(TASK REQUIREMENTS):
Copy out each line in the material below that has the word "components".

####

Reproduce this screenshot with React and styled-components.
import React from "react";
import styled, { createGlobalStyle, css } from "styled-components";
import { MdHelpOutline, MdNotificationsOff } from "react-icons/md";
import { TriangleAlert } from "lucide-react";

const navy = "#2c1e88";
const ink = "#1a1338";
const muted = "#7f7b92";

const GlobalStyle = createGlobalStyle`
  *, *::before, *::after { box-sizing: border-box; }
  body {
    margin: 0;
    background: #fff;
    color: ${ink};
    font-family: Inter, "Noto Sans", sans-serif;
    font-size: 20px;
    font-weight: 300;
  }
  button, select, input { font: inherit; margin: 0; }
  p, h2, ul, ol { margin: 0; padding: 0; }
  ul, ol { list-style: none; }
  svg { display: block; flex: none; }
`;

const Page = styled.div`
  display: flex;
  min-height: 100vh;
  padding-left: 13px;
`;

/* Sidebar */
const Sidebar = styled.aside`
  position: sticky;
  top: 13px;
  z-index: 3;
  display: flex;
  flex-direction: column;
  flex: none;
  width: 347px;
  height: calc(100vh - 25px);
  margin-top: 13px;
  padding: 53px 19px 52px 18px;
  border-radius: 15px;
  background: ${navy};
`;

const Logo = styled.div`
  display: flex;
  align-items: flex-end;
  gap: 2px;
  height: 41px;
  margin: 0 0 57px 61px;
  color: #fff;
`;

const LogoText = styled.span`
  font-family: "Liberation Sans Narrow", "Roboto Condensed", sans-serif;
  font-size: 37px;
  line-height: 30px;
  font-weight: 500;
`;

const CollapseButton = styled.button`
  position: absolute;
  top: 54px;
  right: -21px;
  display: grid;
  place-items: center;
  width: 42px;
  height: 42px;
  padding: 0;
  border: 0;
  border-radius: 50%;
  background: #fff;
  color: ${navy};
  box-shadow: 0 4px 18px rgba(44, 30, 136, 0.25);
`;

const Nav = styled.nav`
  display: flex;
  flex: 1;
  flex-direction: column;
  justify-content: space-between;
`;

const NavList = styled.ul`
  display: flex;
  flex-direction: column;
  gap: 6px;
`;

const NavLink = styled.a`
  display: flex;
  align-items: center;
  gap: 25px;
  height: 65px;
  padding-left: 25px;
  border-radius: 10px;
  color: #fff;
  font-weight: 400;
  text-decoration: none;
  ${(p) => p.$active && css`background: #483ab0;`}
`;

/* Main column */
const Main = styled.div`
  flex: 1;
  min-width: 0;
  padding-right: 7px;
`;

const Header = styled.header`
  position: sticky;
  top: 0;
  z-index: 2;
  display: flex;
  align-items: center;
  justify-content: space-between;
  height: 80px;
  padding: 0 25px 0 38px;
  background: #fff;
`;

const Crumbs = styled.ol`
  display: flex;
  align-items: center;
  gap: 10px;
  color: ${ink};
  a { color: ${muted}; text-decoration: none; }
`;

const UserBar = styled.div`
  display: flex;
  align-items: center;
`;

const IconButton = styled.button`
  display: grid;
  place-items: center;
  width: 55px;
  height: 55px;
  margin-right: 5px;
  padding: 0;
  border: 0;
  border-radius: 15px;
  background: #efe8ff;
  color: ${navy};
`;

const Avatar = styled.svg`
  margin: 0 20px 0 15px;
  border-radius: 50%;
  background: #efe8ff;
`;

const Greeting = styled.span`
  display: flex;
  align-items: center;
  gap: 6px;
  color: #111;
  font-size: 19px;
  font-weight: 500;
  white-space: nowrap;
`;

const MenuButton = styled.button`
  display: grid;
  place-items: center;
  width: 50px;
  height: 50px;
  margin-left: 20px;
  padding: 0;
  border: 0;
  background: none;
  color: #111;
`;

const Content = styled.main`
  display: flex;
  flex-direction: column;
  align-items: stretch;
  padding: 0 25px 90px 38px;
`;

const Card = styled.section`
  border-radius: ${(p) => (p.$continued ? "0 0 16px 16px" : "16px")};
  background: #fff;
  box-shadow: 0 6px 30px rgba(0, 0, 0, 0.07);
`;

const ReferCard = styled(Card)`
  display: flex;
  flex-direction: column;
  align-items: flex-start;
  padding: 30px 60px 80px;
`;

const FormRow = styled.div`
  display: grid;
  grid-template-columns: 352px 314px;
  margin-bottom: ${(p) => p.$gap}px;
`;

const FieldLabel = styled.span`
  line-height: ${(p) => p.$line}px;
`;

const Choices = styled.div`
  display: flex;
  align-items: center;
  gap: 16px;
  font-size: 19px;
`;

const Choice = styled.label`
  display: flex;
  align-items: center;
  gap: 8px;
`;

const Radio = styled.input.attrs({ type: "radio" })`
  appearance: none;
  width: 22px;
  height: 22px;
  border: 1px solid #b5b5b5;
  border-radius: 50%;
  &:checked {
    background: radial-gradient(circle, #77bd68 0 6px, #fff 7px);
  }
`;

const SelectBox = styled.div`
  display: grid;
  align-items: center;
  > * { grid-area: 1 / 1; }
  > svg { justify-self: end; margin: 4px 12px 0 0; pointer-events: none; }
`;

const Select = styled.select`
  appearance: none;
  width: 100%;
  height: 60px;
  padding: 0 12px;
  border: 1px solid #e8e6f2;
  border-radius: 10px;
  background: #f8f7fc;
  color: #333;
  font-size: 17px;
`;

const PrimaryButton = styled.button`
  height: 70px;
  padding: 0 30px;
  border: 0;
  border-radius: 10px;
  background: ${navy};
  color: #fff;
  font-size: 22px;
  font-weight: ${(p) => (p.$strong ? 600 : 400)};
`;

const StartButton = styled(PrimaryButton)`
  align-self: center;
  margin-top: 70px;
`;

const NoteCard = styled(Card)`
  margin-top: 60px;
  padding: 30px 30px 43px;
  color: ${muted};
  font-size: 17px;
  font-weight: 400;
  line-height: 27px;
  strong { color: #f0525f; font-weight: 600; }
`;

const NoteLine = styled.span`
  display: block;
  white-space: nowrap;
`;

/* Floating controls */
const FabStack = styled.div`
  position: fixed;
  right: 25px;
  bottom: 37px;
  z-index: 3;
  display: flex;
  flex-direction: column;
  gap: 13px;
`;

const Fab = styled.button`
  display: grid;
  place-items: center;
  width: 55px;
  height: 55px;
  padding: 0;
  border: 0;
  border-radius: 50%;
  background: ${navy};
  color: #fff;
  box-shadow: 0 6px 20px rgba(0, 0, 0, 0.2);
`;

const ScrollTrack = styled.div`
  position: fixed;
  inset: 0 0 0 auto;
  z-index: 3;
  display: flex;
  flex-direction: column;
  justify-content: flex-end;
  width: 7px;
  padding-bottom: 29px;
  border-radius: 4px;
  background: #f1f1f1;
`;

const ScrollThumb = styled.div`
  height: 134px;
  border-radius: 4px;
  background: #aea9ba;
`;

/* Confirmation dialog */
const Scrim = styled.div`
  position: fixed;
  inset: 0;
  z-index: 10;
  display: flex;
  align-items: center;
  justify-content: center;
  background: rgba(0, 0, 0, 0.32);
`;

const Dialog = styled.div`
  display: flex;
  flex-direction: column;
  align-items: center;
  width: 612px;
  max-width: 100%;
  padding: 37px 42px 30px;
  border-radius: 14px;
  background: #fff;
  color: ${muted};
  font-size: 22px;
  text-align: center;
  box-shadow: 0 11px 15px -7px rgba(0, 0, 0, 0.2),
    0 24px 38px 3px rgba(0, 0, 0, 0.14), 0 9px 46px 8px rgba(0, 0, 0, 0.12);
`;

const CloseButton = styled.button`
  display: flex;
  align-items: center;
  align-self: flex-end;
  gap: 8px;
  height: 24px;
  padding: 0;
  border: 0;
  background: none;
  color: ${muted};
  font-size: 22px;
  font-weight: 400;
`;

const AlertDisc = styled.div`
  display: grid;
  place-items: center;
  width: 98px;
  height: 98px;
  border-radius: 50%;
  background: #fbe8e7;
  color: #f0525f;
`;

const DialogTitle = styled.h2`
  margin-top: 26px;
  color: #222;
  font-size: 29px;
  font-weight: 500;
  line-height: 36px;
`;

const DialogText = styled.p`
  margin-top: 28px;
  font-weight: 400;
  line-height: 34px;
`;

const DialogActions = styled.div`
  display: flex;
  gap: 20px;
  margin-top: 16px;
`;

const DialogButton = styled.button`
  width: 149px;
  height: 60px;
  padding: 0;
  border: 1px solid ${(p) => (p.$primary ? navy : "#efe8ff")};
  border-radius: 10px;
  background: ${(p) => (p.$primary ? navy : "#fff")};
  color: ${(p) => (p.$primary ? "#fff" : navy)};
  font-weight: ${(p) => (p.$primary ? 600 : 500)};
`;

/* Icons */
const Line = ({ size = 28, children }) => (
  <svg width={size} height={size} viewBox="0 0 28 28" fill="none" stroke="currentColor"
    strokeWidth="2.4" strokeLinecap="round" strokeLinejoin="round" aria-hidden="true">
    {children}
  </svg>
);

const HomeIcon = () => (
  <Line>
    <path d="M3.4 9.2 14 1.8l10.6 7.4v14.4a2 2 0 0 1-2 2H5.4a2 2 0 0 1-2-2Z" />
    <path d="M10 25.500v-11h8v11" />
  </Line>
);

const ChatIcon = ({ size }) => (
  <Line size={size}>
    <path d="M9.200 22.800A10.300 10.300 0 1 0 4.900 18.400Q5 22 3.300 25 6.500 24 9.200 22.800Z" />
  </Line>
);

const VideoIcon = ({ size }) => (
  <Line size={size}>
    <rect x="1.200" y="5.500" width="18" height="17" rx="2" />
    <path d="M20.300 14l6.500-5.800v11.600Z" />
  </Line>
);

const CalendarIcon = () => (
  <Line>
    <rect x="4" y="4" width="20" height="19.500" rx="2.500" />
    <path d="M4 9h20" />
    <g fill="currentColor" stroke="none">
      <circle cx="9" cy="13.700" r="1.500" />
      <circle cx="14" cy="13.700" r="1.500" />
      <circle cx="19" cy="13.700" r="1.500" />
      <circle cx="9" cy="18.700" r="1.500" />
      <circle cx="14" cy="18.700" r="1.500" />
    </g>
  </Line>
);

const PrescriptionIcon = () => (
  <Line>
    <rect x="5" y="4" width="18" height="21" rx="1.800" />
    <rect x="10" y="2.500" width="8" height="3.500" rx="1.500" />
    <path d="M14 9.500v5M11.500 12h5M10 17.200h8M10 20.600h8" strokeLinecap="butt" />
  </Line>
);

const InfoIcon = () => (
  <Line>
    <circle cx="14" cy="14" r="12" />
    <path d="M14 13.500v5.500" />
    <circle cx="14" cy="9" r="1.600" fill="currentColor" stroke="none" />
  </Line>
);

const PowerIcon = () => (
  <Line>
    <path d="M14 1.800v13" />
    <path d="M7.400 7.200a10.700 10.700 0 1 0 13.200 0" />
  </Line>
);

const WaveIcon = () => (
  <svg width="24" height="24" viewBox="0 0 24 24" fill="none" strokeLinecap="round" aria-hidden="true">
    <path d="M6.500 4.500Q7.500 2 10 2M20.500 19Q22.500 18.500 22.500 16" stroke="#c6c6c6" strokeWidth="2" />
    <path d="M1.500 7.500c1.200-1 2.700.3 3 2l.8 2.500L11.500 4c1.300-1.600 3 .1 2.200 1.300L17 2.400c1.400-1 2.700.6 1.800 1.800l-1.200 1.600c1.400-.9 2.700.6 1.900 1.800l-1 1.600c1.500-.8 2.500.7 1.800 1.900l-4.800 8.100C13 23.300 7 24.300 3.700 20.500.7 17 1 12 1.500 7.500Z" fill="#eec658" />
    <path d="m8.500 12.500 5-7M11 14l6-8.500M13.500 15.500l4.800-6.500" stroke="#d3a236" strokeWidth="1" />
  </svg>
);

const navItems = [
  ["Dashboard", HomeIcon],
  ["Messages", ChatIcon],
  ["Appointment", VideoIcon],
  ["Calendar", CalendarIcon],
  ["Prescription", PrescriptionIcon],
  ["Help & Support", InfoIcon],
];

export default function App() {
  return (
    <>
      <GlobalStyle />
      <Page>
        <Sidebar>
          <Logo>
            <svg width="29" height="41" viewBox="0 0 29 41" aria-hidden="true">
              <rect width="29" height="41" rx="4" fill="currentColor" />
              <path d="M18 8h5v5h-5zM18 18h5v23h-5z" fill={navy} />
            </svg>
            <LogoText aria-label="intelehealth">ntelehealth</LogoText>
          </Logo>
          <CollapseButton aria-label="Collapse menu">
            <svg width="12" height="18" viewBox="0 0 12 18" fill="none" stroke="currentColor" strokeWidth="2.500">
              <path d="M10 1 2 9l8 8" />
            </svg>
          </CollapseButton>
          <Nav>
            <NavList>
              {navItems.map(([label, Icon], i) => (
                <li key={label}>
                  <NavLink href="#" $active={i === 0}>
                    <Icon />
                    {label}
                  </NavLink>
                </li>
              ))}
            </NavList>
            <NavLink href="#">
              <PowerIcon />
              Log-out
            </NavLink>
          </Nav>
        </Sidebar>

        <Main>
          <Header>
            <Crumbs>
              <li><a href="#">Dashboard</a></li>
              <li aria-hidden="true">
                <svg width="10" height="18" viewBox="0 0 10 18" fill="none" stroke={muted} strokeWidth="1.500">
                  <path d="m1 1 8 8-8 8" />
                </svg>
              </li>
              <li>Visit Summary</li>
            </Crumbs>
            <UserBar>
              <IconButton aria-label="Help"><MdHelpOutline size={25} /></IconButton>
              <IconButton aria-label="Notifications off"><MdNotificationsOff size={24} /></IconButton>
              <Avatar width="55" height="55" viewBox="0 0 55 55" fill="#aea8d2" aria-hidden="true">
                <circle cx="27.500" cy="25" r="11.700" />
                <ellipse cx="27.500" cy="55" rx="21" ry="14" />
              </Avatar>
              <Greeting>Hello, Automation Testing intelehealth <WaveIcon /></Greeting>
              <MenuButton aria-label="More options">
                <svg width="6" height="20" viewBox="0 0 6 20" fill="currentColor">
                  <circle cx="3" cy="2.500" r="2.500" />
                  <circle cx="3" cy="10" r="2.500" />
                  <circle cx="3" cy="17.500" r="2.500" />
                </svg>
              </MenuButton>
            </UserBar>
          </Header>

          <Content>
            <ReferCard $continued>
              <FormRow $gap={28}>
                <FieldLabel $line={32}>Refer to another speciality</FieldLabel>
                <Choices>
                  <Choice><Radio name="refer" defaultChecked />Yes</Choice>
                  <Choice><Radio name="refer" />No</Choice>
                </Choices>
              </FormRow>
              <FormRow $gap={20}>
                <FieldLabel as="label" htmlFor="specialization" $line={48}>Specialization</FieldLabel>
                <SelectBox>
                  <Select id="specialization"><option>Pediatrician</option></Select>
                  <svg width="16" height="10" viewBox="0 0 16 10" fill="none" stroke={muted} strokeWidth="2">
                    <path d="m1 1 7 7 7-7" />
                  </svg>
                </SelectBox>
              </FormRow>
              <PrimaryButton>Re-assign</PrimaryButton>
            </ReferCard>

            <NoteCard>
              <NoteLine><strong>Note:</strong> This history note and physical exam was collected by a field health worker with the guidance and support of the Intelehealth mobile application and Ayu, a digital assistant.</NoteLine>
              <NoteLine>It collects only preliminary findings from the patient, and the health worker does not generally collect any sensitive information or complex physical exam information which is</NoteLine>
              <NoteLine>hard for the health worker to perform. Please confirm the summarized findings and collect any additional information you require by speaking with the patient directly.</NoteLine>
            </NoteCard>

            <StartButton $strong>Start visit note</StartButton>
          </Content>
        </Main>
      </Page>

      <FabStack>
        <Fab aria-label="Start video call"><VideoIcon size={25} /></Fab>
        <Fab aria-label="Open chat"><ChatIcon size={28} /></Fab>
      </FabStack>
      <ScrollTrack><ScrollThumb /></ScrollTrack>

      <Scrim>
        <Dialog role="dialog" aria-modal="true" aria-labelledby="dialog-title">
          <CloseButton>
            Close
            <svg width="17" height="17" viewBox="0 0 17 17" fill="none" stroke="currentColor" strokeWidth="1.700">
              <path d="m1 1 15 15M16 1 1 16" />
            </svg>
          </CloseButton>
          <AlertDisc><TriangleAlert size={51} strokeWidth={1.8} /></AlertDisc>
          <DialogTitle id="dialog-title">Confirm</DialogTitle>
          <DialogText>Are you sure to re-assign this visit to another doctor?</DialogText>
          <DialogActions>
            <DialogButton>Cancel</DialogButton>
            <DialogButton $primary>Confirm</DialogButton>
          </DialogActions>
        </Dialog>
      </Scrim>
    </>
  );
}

####

(RESULT OF THE EXERCISE):
Reproduce this screenshot with React and styled-components.
import styled, { createGlobalStyle, css } from "styled-components";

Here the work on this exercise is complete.